ŞAFİİ el-UMM

SALAT

 

İLK İKİ REKAT VE SON OTURUŞUN SÜRELERİ İLE NAMAZDA SELAM

 

Bize Rebi', İmam Şafii'nin (Allah rahmet etsin) şöyle dediğini haber verdi: Bize İbrahim şöyle haber verdi. Bize İsmail b. Muhammed b. Sa'd b. Ebi Vakkas, Amir b. Sa'd'dan; o da babası yoluyla Nebi (s.a.v)'den şöyle nakletmiştir: "Namazı bitirdikten Sonra önce sağına, Sonra da soluna selam verirdi. " Tahric: Mlislim, Mescidler ve Namaz Yerleri 1/409.

 

Bize Rebi', İmam Şafii'nin (Allah rahmet etsin) şöyle dediğini haber verdi: Bize İbrahim b. Sa'd b. İbrahim b. Abdurrahman b. Avf şöyle haber verdi. O, babasından; o, Ebu Ubeyde b. Abdullah b. Mesud'dan, o da kendi babasından şöyle nakletti: "Resulullah (s.a.v) ilk iki rekatın oturuşunda sanki sıcak taşlar üzerindeymişçesine otururdu." Dedim ki: "Kalkıncaya kadar mı?" "Evet, kalkıncaya kadar." dedi. Tahric: Ebu Davud, Namaz 1/606; Tirmizi, Namaz 2/202-203.

 

İmam Şafii (Allah rahmet etsin) şöyle dedi: İşte bunda -en doğrusunu Allah bilir-; birinci oturuşta teşehhüt ve Nebi (s.a.v)'e salat getirdikten sonra oturuşu uzatmamak gerektiğine dair delil vardır. Ben de namaz kılanın buna uymasını istiyorum. Söylediğimden daha fazlasını yapanın amelini mekruh saymamla beraber namazını iade etmesi yahut sehiv secdesi yapması gerekmez.

 

Dedi ki: İlk iki rekatın oturuşu hafif bir oturuş olarak belirtildiğine göre, bunda -en doğrusunu Allah bilir- son oturuş için, ilk oturuşun miktarı kadar da ikinci oturuşa ilave edilmesi hususunda delil vardır.

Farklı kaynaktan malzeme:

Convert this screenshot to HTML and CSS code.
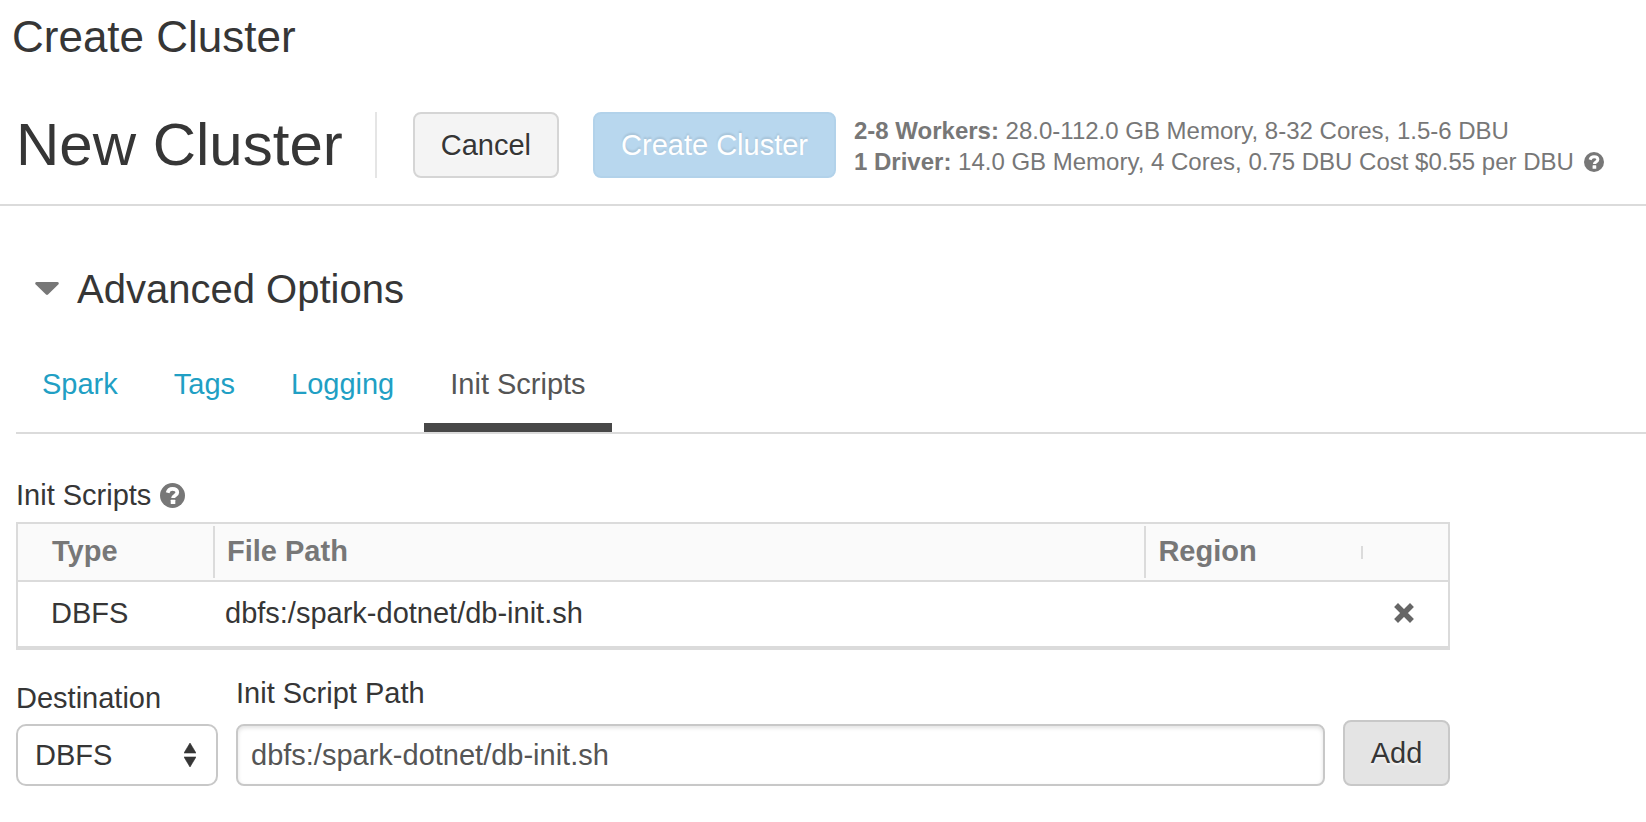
FILE: index.html
```html
<!DOCTYPE html>
<html lang="en">
<head>
<meta charset="utf-8">
<title>Create Cluster</title>
<link rel="stylesheet" href="styles.css">
</head>
<body>
<svg class="sprite" aria-hidden="true">
  <symbol id="help" viewBox="0 0 24 24">
    <circle cx="12" cy="12" r="12" fill="currentColor"/>
    <path d="M7.300 9.300C8 6.800 9.500 5.600 12 5.600c2.700 0 4.600 1.400 4.600 3.500 0 2.900-4.100 2.800-4.100 5.400" fill="none" stroke="#fff" stroke-width="3.600"/>
    <rect x="10.300" y="16" width="4.400" height="4.200" rx="0.500" fill="#fff"/>
  </symbol>
</svg>
<h1 class="page-title">Create Cluster</h1>
<header class="cluster-header">
  <h2 class="cluster-name">New Cluster</h2>
  <button class="btn btn-cancel" type="button">Cancel</button>
  <button class="btn btn-primary" type="button">Create Cluster</button>
  <div class="summary">
    <div><strong>2-8 Workers:</strong> 28.0-112.0 GB Memory, 8-32 Cores, 1.5-6 DBU</div>
    <div class="summary-line"><span><strong>1 Driver:</strong> 14.0 GB Memory, 4 Cores, 0.75 DBU Cost $0.55 per DBU</span><svg class="help-small" role="img" aria-label="Help"><use href="#help"/></svg></div>
  </div>
</header>
<main class="options">
  <h3 class="options-title">
    <button class="toggle" type="button" aria-expanded="true">
      <svg class="caret" viewBox="0 0 24 14" aria-hidden="true"><path d="M1.500 0h21q1.500 0 1.300 1.500q-.1.700-.8 1.300L13 12.600q-1 .9-2 0L1 2.800Q.3 2.200.2 1.500Q0 0 1.500 0z" fill="currentColor"/></svg>
      <span>Advanced Options</span>
    </button>
  </h3>
  <nav class="tabs">
    <a class="tab" href="#spark">Spark</a>
    <a class="tab" href="#tags">Tags</a>
    <a class="tab" href="#logging">Logging</a>
    <a class="tab tab-active" href="#init-scripts" aria-current="page">Init Scripts</a>
  </nav>
  <section class="scripts" id="init-scripts">
    <div class="scripts-label"><span>Init Scripts</span><svg class="help" role="img" aria-label="Help"><use href="#help"/></svg></div>
    <table class="scripts-table">
      <thead>
        <tr>
          <th class="col-type"><div class="head head-first">Type</div></th>
          <th class="col-path"><div class="head">File Path</div></th>
          <th class="col-region"><div class="head">Region</div></th>
          <th class="col-action"><div class="head head-empty"></div></th>
        </tr>
      </thead>
      <tbody>
        <tr>
          <td class="cell-first">DBFS</td>
          <td>dbfs:/spark-dotnet/db-init.sh</td>
          <td></td>
          <td class="cell-action"><button class="remove" type="button" aria-label="Remove"><svg viewBox="0 0 20 20" aria-hidden="true"><path d="M4 4l12 12M16 4l-12 12" stroke="currentColor" stroke-width="5.500" stroke-linecap="square"/><path d="M3.800.8l12.400 12.400" stroke="none" fill="none"/></svg></button></td>
        </tr>
      </tbody>
    </table>
    <form class="script-form">
      <div class="field field-destination">
        <label class="label" for="destination">Destination</label>
        <div class="select-wrap">
          <select class="control select" id="destination"><option>DBFS</option></select>
          <svg class="arrows" viewBox="0 0 12 24" aria-hidden="true"><path d="M6 0l6 10H0zM0 14h12L6 24z" fill="currentColor" stroke="currentColor" stroke-width="0.600" stroke-linejoin="round"/></svg>
        </div>
      </div>
      <div class="field field-path">
        <label class="label label-path" for="path">Init Script Path</label>
        <input class="control input" id="path" type="text" value="dbfs:/spark-dotnet/db-init.sh">
      </div>
      <button class="btn btn-add" type="button">Add</button>
    </form>
  </section>
</main>
</body>
</html>
```
FILE: styles.css
```css
* {
  box-sizing: border-box;
}

body {
  margin: 0;
  background: #fff;
  color: #363636;
  font-family: "Liberation Sans", Arial, sans-serif;
  font-size: 29px;
  line-height: 32px;
}

h1, h2, h3 {
  margin: 0;
  font-weight: 400;
}

button, input, select {
  font: inherit;
  color: inherit;
}

svg {
  flex: none;
}

.sprite {
  display: none;
}

.page-title {
  padding: 12px 12px 0;
  font-size: 44px;
  line-height: 50px;
}

.cluster-header {
  display: flex;
  align-items: center;
  padding: 50px 16px 26px;
  border-bottom: 2px solid #dbdbdb;
}

.cluster-name {
  padding-right: 32px;
  margin-right: 36px;
  border-right: 2px solid #e5e5e5;
  font-size: 60px;
  line-height: 66px;
  white-space: nowrap;
}

.btn {
  flex: none;
  height: 66px;
  padding: 0 26px;
  border: 2px solid #d5d5d5;
  border-radius: 8px;
  text-shadow: 0 2px 2px rgba(255, 255, 255, 0.75);
}

.btn-cancel {
  margin-right: 34px;
  background: #f4f4f4;
}

.btn-primary {
  margin-right: 18px;
  border-color: #b2d2ea;
  background: #b8d7ee;
  color: #fff;
  text-shadow: 0 -2px 2px rgba(0, 0, 0, 0.1);
}

.btn-add {
  border-color: #c8c8c8;
  background: #e4e4e4;
}

.summary {
  padding-top: 2px;
  color: #777;
  font-size: 24px;
  line-height: 31px;
}

.summary-line {
  display: flex;
  align-items: center;
  gap: 10px;
}

.help-small {
  width: 20px;
  height: 20px;
}

.options {
  padding: 60px 0 36px 16px;
}

.options-title {
  font-size: 40px;
  line-height: 46px;
}

.toggle {
  display: flex;
  align-items: center;
  gap: 18px;
  padding: 0 0 0 19px;
  border: 0;
  background: none;
}

.caret {
  width: 24px;
  height: 14px;
  color: #777;
}

.tabs {
  display: flex;
  gap: 4px;
  margin-top: 40px;
  border-bottom: 2px solid #dbdbdb;
}

.tab {
  padding: 16px 26px 23px;
  border-bottom: 9px solid transparent;
  color: #219fc4;
  text-decoration: none;
}

.tab-active {
  border-color: #484848;
  color: #555;
}

.scripts {
  width: 88%;
  padding-top: 45px;
}

.scripts-label {
  display: flex;
  align-items: center;
  gap: 9px;
  padding-bottom: 11px;
}

.help {
  width: 25px;
  height: 25px;
  color: #777;
}

.scripts-table {
  width: 100%;
  table-layout: fixed;
  border: 2px solid #dbdbdb;
  border-bottom-width: 4px;
  border-spacing: 0;
}

.scripts-table th {
  height: 58px;
  padding: 2px 0;
  border-bottom: 2px solid #dbdbdb;
  background: #fafafa;
  color: #777;
  text-align: left;
}

.head {
  padding: 9px 12px 11px;
  border-left: 2px solid #dbdbdb;
}

.head-first {
  padding-left: 34px;
  border-left: 0;
}

.head-empty {
  height: 13px;
  padding: 0;
}

.col-type {
  width: 195px;
}

.col-region {
  width: 217px;
}

.col-action {
  width: 87px;
}

.scripts-table td {
  height: 64px;
  padding: 0 12px 2px;
}

.scripts-table .cell-first {
  padding-left: 33px;
}

.scripts-table .cell-action {
  padding: 0 33px 2px;
}

.remove {
  display: block;
  padding: 0;
  border: 0;
  background: none;
  color: #666;
}

.remove svg {
  display: block;
  width: 20px;
  height: 20px;
}

.script-form {
  display: flex;
  align-items: flex-end;
  gap: 18px;
  margin-top: 27px;
}

.field {
  display: flex;
  flex-direction: column;
}

.field-destination {
  width: 202px;
}

.field-path {
  flex: 1;
}

.label {
  padding-bottom: 10px;
}

.label-path {
  padding-bottom: 15px;
}

.select-wrap {
  position: relative;
}

.control {
  width: 100%;
  height: 62px;
  border: 2px solid #c8c8c8;
  border-radius: 8px;
  background: #fff;
}

.select {
  display: block;
  padding: 0 17px;
  border-radius: 10px;
  appearance: none;
}

.arrows {
  position: absolute;
  top: 19px;
  right: 22px;
  width: 12px;
  height: 24px;
  pointer-events: none;
}

.input {
  padding: 0 13px;
  box-shadow: inset 0 2px 4px rgba(0, 0, 0, 0.12);
  color: #555;
}
```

Bundan dolayı, namaz kılan kişinin, son oturuşta teşehhüt ve Nebi (s.a.v)'e salat/ salavat getirmenin üzerine/ilave olarak Allah (c.c)'ı zikretmesi, hamd etmesi ve dua etmede ziyadeye gitmesini müstehab sayarım. Söz konusu ziyadeyi yapan kişi imamsa, teşehhüt ve Nebi (s.a.v)'e salat miktarından az miktarda arttırmasını, arkasında namaz kılanlara ağırlık olmaması açısından uygun görürüm.

 

Dedi ki: Eğer kişi yalmz namaz kılıyorsa, söz konusu süreden daha uzun kalmasını uygun görürüm. Kendisini dalgınlık yahut dalgınlığa götürmesinden endişe edilmiyorsa, süreyi ne kadar uzatırsa uzatsın, bunda beis görmem. Son oturuşta teşehhüt ve Nebi (s.a.v)'e salat/salavat miktarından daha fazla kalmazsa, bunu kendisine mekruh saymamla beraber iade yahut sehiv secdesi gerekmez.

 

Dedi ki: Her halükarda imam teşehhüt, tesbih ve kıraatte ziyade yapabilir. Yahut ziyadeyi arkasında bulunan cemaatin dilinin ağırlığı dolayısıyla üzerine yükümlülük olanların yükümlülüklerini yerine getirebilecekleri kadar bir süre uzatabilir veyahut söz konusu süreyi daha da aşabilir. Aym şekilde kıraatte, rükua ve secdeye eğilmesinde/kalkmasında temkini, -ona yaşlı, hasta ve hareketi ağırlaşmış kişiler yetişsin diye- terk etmemesi gerekir. Bunu yapmayıp en hafif şekliyle asgarilerle yetinmesi halinde, söz konusu davranışını mekruh saymamla beraber iade ve sehiv secdesi gerekmez.